● **What to work on**:
State how many lines of the records contain the string "this", and give no other information.

Web page code records:
::::::

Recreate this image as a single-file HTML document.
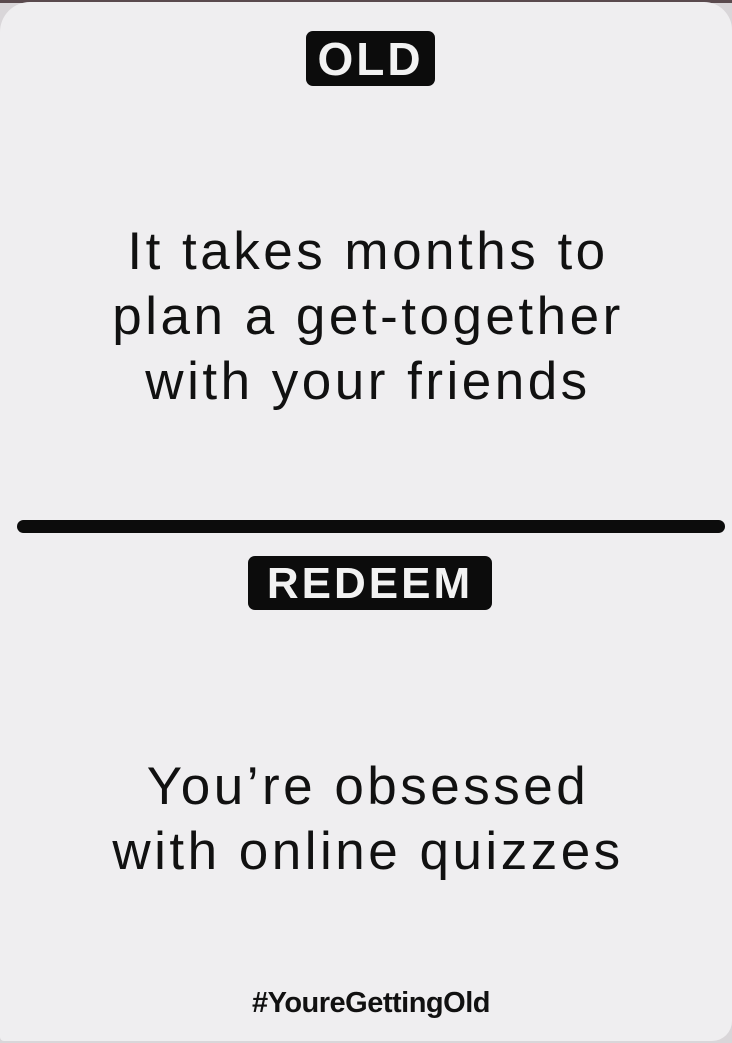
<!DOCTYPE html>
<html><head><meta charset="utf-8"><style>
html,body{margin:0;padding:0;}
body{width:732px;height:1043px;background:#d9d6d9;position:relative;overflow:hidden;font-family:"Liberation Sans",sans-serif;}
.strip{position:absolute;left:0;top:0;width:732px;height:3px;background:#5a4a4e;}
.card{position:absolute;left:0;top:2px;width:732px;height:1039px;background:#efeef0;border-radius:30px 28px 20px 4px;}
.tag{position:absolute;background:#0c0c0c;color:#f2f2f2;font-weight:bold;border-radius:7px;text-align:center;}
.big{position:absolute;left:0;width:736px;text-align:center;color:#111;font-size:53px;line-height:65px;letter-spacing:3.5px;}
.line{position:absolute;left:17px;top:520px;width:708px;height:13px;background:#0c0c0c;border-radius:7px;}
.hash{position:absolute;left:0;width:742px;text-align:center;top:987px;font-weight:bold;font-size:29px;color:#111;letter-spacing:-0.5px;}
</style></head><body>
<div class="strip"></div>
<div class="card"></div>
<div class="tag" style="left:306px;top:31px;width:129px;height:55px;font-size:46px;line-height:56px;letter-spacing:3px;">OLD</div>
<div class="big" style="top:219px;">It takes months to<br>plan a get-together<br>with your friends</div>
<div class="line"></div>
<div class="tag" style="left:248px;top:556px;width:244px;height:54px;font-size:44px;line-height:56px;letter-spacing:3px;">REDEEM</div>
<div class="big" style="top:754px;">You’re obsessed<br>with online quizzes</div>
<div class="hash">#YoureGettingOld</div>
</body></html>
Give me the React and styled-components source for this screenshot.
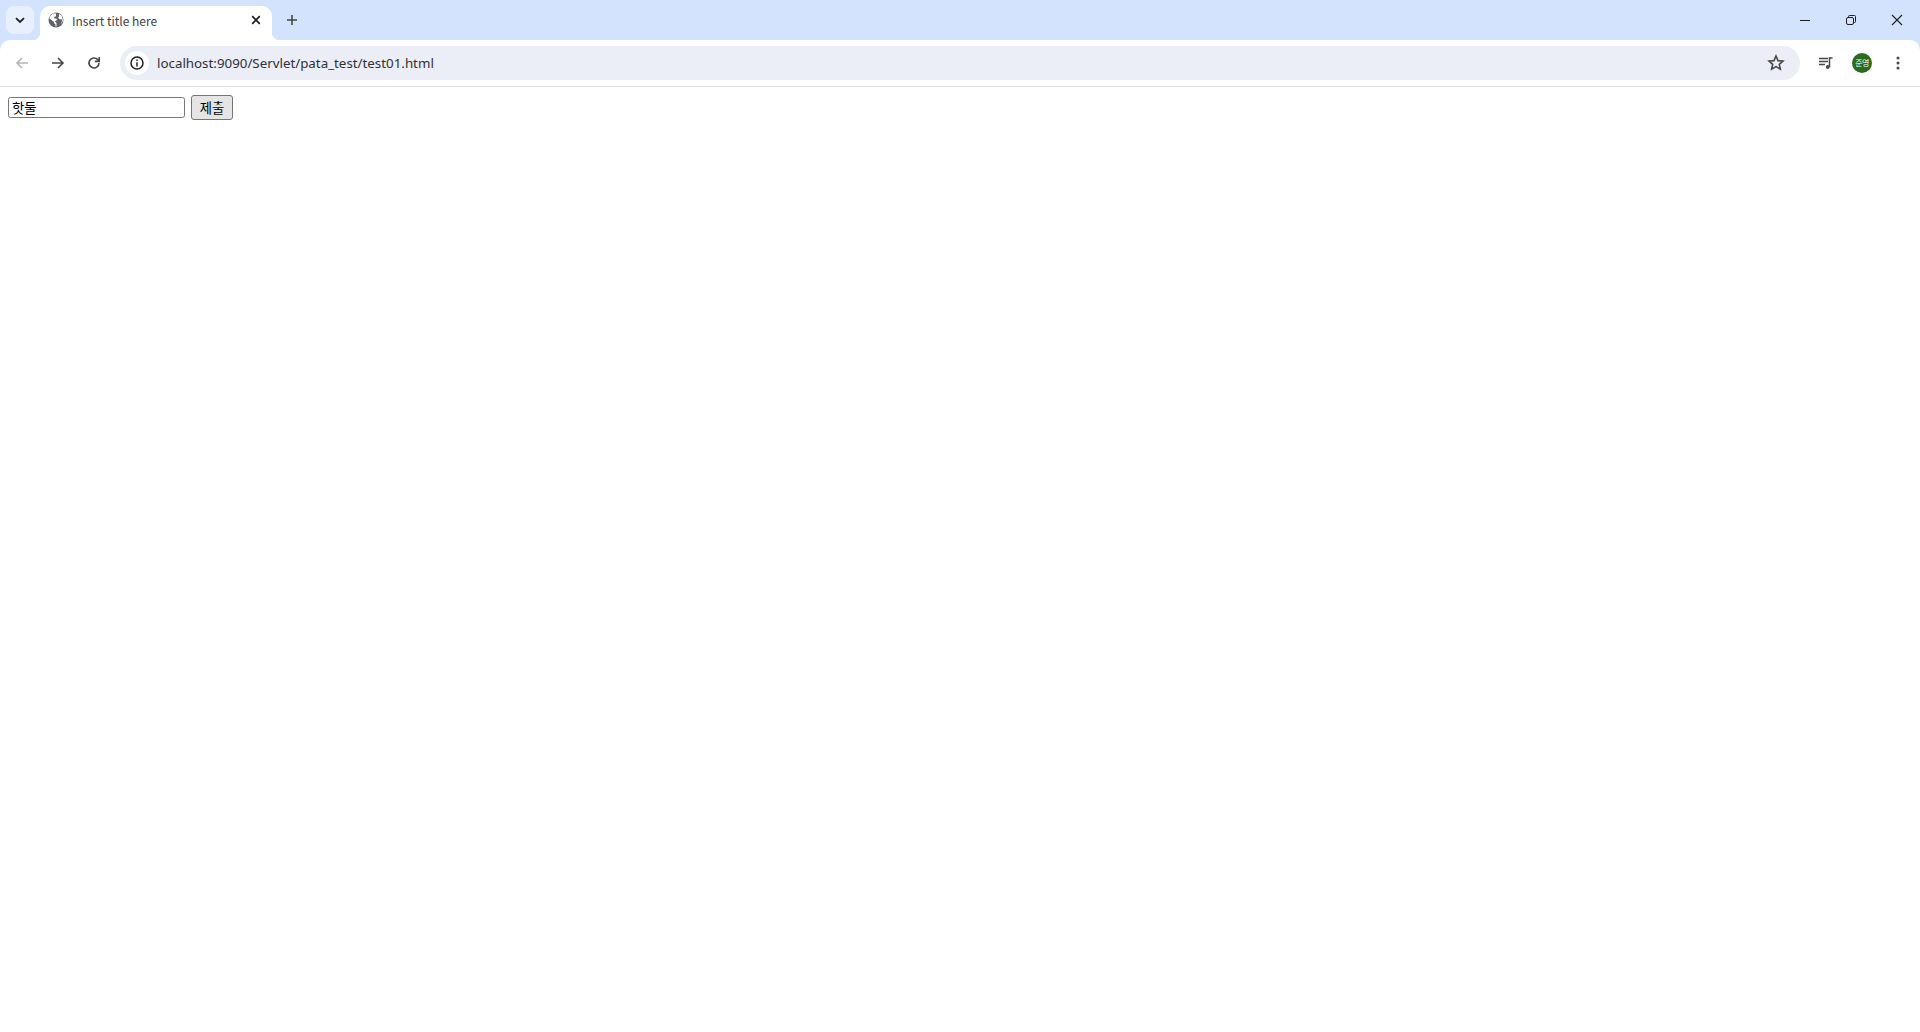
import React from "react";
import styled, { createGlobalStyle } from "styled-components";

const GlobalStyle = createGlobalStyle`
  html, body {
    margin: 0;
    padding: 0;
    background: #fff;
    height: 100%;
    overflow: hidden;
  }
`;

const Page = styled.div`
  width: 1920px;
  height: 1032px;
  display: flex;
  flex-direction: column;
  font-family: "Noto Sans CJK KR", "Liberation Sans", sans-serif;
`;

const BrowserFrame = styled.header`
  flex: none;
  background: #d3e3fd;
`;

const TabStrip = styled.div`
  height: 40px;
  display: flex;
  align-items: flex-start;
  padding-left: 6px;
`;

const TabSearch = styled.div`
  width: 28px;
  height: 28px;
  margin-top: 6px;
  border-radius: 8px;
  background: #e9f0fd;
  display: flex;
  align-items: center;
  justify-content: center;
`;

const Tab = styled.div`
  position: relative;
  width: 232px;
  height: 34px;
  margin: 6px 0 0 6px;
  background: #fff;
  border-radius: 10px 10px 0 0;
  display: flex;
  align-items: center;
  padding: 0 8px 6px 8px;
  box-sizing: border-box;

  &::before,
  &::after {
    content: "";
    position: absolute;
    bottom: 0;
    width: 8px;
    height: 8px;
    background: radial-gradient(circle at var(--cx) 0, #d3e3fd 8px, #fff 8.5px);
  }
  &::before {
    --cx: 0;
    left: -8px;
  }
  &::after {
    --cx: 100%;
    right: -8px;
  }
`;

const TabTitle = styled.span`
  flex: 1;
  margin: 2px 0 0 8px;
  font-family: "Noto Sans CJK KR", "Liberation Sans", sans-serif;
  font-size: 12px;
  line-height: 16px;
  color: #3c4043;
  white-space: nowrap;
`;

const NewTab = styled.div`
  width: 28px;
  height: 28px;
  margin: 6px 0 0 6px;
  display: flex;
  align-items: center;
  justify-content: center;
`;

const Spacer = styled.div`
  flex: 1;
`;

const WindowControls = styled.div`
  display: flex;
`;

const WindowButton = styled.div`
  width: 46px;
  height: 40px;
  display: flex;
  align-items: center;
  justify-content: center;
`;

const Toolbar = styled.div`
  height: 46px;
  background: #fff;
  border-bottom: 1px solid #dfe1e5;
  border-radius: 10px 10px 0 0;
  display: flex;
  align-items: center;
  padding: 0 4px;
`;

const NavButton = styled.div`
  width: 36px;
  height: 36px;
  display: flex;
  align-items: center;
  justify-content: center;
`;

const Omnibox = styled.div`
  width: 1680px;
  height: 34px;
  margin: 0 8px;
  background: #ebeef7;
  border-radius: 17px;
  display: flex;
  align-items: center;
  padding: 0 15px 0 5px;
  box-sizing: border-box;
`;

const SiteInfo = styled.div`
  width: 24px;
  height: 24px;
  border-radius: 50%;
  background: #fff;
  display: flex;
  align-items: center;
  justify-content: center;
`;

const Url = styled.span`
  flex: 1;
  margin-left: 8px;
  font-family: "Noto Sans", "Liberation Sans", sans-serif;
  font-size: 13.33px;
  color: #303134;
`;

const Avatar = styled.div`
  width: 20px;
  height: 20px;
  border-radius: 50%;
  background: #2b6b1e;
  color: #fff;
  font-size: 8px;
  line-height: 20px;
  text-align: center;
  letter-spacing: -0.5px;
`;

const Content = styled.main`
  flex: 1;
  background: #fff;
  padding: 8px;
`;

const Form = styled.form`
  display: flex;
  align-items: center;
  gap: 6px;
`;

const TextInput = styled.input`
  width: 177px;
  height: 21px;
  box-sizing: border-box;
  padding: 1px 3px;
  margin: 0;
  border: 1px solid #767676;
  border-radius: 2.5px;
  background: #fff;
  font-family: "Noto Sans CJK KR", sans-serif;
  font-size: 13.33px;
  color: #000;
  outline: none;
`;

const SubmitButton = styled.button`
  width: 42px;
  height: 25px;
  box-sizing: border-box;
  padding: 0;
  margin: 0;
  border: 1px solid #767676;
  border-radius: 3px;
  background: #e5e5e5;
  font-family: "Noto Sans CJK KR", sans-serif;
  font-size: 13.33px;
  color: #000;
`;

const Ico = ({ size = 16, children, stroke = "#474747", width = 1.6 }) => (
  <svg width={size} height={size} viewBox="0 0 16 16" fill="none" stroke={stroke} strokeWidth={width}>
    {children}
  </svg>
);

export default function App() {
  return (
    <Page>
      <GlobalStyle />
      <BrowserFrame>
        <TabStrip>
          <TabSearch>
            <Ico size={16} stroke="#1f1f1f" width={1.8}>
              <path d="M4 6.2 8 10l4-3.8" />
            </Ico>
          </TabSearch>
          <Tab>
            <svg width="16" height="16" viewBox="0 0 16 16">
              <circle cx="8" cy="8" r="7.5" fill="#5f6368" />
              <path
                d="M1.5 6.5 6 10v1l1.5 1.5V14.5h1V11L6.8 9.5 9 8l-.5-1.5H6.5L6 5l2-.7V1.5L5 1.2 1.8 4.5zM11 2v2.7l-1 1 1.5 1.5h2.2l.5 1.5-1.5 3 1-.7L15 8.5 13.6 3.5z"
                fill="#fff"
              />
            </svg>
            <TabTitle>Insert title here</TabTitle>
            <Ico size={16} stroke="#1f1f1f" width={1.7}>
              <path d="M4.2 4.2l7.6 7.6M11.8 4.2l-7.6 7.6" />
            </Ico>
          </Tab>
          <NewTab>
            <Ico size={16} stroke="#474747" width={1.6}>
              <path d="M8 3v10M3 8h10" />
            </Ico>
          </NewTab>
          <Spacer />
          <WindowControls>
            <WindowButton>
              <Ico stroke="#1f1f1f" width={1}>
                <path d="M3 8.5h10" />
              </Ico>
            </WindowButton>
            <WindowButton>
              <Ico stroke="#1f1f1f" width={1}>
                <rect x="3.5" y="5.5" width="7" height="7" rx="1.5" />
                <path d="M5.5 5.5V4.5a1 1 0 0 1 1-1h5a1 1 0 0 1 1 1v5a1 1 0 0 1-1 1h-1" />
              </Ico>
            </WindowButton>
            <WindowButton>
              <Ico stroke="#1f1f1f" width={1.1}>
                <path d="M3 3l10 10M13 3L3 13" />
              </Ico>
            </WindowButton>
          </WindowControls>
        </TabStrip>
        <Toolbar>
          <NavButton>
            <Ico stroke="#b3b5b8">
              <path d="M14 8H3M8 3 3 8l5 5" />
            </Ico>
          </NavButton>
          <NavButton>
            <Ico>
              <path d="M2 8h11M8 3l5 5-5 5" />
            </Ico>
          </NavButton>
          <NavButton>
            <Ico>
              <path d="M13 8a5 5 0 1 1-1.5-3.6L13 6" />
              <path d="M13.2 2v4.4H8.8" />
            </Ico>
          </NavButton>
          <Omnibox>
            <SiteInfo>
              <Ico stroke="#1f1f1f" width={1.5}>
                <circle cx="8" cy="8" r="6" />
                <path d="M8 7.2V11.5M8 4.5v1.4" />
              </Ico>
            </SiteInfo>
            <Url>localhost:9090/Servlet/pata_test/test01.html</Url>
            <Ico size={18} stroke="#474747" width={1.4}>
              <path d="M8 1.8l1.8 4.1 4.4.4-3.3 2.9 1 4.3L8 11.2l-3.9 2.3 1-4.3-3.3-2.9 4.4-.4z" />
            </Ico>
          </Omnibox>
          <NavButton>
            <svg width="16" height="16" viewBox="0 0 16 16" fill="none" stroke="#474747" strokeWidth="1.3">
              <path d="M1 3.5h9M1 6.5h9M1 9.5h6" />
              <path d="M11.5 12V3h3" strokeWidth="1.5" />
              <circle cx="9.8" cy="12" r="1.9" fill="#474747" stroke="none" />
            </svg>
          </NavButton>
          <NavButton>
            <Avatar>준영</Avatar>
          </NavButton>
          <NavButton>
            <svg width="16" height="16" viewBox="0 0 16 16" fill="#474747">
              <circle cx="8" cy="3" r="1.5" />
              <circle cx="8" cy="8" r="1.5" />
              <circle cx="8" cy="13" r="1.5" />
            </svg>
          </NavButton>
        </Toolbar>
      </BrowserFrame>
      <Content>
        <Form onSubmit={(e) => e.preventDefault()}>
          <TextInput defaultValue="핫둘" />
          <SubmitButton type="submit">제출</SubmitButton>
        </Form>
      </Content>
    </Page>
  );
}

::::::

● **Solution to the problem**:
2